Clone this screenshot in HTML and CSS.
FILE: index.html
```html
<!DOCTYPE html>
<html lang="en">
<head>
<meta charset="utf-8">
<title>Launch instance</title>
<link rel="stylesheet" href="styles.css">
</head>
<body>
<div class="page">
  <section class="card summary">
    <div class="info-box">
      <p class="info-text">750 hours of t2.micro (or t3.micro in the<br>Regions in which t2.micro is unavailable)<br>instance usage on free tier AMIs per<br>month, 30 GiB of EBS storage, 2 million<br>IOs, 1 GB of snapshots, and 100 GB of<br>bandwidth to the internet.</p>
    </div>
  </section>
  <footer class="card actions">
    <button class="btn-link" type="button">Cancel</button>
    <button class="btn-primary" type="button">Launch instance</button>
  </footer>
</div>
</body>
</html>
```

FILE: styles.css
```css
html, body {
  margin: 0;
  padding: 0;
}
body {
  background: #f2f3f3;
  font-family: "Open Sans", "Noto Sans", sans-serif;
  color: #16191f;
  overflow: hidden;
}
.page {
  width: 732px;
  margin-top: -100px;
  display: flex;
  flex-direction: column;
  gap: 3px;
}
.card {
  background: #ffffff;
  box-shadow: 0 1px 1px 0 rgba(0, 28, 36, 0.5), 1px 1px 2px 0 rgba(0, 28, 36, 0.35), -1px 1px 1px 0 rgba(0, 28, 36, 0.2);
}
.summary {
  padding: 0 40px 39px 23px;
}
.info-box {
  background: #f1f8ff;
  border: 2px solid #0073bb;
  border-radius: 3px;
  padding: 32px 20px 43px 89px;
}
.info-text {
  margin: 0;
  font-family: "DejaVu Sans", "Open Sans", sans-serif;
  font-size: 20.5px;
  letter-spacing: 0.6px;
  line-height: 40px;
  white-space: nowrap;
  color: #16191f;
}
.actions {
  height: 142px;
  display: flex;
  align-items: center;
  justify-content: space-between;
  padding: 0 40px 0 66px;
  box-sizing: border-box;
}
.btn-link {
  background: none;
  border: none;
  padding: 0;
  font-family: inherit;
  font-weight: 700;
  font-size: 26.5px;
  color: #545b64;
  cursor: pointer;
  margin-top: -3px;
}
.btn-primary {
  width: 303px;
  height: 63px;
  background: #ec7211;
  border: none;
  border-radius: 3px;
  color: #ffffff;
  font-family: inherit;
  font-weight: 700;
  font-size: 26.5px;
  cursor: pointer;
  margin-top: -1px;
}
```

**EXERCISE GOAL:** Quote every line of the data, word for word.

**EXERCISE ANSWER:**
Clone this screenshot in HTML and CSS.
FILE: index.html
```html
<!DOCTYPE html>
<html lang="en">
<head>
<meta charset="utf-8">
<title>Launch instance</title>
<link rel="stylesheet" href="styles.css">
</head>
<body>
<div class="page">
  <section class="card summary">
    <div class="info-box">
      <p class="info-text">750 hours of t2.micro (or t3.micro in the<br>Regions in which t2.micro is unavailable)<br>instance usage on free tier AMIs per<br>month, 30 GiB of EBS storage, 2 million<br>IOs, 1 GB of snapshots, and 100 GB of<br>bandwidth to the internet.</p>
    </div>
  </section>
  <footer class="card actions">
    <button class="btn-link" type="button">Cancel</button>
    <button class="btn-primary" type="button">Launch instance</button>
  </footer>
</div>
</body>
</html>
```

FILE: styles.css
```css
html, body {
  margin: 0;
  padding: 0;
}
body {
  background: #f2f3f3;
  font-family: "Open Sans", "Noto Sans", sans-serif;
  color: #16191f;
  overflow: hidden;
}
.page {
  width: 732px;
  margin-top: -100px;
  display: flex;
  flex-direction: column;
  gap: 3px;
}
.card {
  background: #ffffff;
  box-shadow: 0 1px 1px 0 rgba(0, 28, 36, 0.5), 1px 1px 2px 0 rgba(0, 28, 36, 0.35), -1px 1px 1px 0 rgba(0, 28, 36, 0.2);
}
.summary {
  padding: 0 40px 39px 23px;
}
.info-box {
  background: #f1f8ff;
  border: 2px solid #0073bb;
  border-radius: 3px;
  padding: 32px 20px 43px 89px;
}
.info-text {
  margin: 0;
  font-family: "DejaVu Sans", "Open Sans", sans-serif;
  font-size: 20.5px;
  letter-spacing: 0.6px;
  line-height: 40px;
  white-space: nowrap;
  color: #16191f;
}
.actions {
  height: 142px;
  display: flex;
  align-items: center;
  justify-content: space-between;
  padding: 0 40px 0 66px;
  box-sizing: border-box;
}
.btn-link {
  background: none;
  border: none;
  padding: 0;
  font-family: inherit;
  font-weight: 700;
  font-size: 26.5px;
  color: #545b64;
  cursor: pointer;
  margin-top: -3px;
}
.btn-primary {
  width: 303px;
  height: 63px;
  background: #ec7211;
  border: none;
  border-radius: 3px;
  color: #ffffff;
  font-family: inherit;
  font-weight: 700;
  font-size: 26.5px;
  cursor: pointer;
  margin-top: -1px;
}
```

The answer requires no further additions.